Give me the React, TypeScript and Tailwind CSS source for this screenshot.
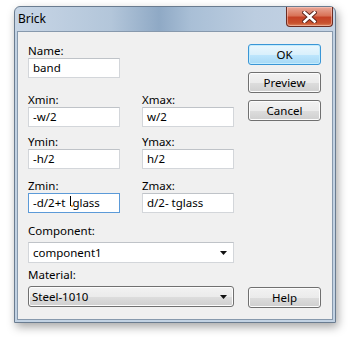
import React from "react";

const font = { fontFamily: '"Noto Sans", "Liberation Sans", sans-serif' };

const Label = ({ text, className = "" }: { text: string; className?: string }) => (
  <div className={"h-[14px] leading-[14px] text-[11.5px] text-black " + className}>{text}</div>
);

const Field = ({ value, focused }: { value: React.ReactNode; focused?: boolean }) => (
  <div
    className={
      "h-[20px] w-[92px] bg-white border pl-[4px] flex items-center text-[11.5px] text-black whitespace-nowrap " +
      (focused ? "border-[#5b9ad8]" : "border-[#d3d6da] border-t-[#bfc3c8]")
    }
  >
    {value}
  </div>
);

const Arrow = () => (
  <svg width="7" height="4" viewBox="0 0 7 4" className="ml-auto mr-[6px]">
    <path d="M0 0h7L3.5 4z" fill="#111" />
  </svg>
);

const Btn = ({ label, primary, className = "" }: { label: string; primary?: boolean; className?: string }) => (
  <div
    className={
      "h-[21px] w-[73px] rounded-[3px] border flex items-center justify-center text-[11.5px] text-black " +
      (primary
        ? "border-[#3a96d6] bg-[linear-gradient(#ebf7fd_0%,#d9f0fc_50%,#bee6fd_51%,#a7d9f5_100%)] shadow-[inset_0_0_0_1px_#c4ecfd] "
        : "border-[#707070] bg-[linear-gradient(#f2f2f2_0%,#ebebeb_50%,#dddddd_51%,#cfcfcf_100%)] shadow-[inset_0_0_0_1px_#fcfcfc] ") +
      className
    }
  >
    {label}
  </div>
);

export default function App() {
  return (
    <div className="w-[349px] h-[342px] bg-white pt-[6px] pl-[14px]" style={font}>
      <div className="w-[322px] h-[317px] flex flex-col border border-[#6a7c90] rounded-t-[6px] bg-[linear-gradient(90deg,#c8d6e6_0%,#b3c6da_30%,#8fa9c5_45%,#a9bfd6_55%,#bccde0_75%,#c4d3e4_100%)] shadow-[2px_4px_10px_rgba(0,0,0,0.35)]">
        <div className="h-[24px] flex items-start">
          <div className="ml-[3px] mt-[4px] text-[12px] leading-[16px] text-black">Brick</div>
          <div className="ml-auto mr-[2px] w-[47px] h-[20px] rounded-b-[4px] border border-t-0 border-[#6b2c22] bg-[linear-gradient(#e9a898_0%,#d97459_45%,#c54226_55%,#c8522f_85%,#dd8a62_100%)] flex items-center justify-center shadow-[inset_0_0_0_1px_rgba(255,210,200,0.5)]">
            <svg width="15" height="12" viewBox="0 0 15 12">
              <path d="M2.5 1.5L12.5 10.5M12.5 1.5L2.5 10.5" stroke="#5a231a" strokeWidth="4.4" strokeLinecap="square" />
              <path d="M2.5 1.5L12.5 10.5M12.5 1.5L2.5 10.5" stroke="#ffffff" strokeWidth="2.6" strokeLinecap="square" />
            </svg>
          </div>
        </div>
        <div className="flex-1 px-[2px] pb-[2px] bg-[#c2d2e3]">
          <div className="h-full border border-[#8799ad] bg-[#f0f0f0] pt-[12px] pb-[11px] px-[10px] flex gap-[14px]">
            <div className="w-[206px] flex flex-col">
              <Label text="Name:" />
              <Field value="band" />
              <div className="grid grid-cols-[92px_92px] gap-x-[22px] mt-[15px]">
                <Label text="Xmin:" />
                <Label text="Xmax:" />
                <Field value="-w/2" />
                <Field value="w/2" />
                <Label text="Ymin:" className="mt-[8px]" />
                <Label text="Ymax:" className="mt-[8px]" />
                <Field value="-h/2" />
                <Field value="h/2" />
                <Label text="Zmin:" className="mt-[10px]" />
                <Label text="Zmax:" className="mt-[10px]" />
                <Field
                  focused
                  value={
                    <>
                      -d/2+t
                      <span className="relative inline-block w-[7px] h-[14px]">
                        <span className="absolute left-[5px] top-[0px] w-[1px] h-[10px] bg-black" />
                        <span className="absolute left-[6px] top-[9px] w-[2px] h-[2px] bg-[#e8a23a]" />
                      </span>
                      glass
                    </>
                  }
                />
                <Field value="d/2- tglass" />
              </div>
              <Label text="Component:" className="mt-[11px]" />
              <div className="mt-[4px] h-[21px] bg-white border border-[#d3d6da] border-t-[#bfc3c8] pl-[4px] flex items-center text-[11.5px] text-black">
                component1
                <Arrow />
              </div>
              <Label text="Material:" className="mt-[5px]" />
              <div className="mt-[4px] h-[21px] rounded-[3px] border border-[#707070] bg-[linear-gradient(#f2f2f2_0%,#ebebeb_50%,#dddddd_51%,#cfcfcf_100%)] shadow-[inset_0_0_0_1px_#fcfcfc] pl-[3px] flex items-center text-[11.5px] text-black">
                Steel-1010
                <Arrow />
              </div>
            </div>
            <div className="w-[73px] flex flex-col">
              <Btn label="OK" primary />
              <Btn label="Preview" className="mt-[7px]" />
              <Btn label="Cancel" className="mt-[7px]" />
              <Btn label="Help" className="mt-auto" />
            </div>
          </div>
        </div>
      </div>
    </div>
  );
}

▶ _What is needed_
Indicate how many lines of the material contain the string "React", giving the number and nothing more.

▶ _Output for this exercise_
3